Records from a collection

• • • • • • •

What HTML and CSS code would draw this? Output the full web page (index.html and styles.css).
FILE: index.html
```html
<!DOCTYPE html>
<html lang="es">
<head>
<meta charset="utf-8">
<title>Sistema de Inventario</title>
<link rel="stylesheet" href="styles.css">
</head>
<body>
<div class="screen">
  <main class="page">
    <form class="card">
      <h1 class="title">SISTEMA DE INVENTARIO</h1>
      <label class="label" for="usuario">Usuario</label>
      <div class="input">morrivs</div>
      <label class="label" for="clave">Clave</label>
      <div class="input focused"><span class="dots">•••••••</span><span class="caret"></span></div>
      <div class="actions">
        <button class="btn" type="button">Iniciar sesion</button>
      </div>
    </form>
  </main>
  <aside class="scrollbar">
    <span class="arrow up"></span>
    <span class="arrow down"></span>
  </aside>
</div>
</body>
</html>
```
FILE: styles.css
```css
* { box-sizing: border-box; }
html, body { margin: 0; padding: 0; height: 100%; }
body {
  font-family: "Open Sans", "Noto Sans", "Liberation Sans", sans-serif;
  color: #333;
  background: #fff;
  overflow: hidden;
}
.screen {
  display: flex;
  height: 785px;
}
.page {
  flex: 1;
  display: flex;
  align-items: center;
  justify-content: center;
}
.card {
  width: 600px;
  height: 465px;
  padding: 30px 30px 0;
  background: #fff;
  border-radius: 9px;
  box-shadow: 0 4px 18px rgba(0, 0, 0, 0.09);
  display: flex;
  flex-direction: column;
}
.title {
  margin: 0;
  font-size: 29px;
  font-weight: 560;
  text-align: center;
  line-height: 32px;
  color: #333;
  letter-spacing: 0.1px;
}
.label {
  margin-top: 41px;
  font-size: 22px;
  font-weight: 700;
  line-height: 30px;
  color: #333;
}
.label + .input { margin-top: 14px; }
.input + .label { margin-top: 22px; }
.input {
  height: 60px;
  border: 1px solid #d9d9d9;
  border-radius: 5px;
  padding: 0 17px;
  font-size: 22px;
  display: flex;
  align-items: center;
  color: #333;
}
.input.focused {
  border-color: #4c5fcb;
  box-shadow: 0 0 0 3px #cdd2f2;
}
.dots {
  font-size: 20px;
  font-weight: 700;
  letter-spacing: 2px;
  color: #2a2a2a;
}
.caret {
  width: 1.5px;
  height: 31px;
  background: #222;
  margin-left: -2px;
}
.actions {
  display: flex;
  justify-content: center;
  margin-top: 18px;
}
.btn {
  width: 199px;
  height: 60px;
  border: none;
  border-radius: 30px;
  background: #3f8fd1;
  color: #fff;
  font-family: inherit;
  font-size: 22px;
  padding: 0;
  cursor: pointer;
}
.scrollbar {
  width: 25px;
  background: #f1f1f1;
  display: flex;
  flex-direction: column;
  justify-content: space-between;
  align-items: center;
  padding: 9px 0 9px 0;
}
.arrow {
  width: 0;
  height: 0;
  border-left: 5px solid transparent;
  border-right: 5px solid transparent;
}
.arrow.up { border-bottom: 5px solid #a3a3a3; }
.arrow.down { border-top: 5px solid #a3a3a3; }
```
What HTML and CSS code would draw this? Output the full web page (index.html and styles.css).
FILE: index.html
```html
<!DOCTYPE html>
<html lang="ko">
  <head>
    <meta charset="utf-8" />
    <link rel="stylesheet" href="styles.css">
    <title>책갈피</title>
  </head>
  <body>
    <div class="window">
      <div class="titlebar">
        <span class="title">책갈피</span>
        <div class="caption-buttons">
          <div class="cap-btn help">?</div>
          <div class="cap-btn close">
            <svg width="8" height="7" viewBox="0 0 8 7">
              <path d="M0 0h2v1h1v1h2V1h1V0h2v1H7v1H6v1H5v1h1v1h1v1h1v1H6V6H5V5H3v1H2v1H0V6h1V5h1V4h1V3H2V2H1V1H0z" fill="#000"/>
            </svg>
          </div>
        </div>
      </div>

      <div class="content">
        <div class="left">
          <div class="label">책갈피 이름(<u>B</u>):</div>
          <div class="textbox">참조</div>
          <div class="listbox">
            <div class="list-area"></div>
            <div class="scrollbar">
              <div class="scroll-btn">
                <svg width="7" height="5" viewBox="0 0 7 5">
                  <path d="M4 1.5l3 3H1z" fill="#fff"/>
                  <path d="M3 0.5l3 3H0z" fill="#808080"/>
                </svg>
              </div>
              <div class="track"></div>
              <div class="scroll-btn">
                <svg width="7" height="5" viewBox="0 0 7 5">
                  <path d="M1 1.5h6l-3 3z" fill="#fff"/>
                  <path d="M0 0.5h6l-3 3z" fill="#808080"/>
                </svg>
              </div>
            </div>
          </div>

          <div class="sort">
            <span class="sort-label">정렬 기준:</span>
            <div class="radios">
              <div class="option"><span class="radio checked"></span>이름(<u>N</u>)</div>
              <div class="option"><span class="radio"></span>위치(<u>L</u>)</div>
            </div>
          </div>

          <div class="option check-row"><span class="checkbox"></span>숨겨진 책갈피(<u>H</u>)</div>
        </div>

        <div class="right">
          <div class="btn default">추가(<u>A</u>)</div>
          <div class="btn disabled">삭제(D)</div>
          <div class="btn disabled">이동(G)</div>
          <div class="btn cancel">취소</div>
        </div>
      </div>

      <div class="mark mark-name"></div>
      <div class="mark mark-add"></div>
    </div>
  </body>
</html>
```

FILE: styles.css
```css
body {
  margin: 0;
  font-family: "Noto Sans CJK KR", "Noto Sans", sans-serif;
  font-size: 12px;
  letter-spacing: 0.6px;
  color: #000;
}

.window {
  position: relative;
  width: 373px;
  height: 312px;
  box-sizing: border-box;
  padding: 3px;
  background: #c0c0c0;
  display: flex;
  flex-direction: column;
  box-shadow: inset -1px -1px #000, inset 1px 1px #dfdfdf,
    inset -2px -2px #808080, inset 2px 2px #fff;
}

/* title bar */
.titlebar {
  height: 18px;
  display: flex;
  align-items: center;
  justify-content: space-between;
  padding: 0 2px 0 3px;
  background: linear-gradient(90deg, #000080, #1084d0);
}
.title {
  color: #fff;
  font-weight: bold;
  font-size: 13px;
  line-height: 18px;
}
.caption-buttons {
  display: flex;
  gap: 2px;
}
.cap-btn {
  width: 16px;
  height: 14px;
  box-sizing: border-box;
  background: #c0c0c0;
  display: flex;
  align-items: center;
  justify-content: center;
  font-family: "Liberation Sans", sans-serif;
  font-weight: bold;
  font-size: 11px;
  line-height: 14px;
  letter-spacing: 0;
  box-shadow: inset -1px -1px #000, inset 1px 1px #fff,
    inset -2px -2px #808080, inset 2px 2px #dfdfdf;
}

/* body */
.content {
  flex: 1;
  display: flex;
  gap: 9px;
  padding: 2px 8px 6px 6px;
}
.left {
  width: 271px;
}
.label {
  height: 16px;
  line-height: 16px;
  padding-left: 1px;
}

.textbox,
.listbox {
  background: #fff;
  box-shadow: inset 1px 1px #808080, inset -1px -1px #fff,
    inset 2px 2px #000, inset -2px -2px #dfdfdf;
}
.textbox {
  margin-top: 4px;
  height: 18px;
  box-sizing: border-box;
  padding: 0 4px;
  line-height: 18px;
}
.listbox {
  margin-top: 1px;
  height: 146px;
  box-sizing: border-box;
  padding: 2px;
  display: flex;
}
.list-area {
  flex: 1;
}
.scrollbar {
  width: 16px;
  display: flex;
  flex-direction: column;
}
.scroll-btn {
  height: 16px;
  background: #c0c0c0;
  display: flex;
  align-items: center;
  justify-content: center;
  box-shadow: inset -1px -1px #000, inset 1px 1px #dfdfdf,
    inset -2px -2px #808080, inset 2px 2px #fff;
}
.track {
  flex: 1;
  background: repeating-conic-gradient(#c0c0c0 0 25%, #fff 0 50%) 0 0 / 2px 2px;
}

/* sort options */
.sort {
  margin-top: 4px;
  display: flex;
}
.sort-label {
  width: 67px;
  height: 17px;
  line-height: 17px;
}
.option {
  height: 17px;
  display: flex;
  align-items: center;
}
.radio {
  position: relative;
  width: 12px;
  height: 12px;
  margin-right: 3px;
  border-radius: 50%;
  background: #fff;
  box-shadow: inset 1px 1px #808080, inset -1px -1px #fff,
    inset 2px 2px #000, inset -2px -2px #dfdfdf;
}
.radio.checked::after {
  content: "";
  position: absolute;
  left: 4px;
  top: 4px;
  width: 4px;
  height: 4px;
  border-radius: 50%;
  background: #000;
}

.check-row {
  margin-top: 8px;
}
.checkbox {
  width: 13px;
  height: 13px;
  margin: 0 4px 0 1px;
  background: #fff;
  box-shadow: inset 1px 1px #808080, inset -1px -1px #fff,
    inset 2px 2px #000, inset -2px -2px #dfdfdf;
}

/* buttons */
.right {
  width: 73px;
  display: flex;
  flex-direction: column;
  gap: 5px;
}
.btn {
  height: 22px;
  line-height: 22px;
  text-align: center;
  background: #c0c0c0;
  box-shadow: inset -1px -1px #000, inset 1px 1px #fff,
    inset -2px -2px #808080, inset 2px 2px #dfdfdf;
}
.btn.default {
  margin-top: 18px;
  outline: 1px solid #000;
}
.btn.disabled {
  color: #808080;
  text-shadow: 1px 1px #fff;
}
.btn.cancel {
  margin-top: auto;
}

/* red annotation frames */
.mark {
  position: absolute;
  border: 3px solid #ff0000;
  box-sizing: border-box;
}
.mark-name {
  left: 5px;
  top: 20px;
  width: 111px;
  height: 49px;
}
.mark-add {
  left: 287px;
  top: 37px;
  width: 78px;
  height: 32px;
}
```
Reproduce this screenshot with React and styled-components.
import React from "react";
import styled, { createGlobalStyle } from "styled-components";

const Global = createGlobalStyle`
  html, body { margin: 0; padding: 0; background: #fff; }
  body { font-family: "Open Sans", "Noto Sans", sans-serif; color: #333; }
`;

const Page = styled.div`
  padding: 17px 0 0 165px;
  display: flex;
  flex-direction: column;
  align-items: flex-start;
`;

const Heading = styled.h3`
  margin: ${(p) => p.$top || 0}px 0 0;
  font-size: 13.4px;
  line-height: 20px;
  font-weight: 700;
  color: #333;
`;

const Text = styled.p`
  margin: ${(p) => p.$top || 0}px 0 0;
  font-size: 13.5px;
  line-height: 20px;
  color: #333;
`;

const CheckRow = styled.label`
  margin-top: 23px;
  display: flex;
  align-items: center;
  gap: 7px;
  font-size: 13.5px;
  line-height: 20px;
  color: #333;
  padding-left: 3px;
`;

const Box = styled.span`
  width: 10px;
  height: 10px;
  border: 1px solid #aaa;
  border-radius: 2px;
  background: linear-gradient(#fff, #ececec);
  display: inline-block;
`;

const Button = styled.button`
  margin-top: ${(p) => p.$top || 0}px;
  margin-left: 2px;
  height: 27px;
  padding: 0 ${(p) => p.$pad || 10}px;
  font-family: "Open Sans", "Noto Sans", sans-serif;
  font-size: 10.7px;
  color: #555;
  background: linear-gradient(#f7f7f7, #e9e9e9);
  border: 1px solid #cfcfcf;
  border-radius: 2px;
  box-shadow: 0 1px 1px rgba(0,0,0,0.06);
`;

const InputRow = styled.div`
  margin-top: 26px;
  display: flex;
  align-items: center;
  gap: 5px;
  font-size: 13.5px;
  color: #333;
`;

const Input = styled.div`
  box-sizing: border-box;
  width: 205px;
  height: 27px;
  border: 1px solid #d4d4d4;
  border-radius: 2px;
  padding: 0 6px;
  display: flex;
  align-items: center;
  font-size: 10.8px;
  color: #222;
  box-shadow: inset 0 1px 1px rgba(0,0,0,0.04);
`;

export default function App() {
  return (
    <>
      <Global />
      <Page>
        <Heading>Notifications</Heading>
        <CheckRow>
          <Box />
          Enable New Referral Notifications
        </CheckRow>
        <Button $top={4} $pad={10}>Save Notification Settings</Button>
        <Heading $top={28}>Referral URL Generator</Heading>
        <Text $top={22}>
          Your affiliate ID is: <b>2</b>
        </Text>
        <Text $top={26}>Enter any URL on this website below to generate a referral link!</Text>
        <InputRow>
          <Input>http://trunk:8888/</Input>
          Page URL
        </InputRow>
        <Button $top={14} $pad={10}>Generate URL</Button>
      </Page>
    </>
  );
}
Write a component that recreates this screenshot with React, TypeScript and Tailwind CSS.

• • • • • • •

Aim of the task: Each line above that holds the string "styled" should be copied and shown.

Task response:
Reproduce this screenshot with React and styled-components.
import styled, { createGlobalStyle } from "styled-components";
const Page = styled.div`
const Heading = styled.h3`
const Text = styled.p`
const CheckRow = styled.label`
const Box = styled.span`
const Button = styled.button`
const InputRow = styled.div`
const Input = styled.div`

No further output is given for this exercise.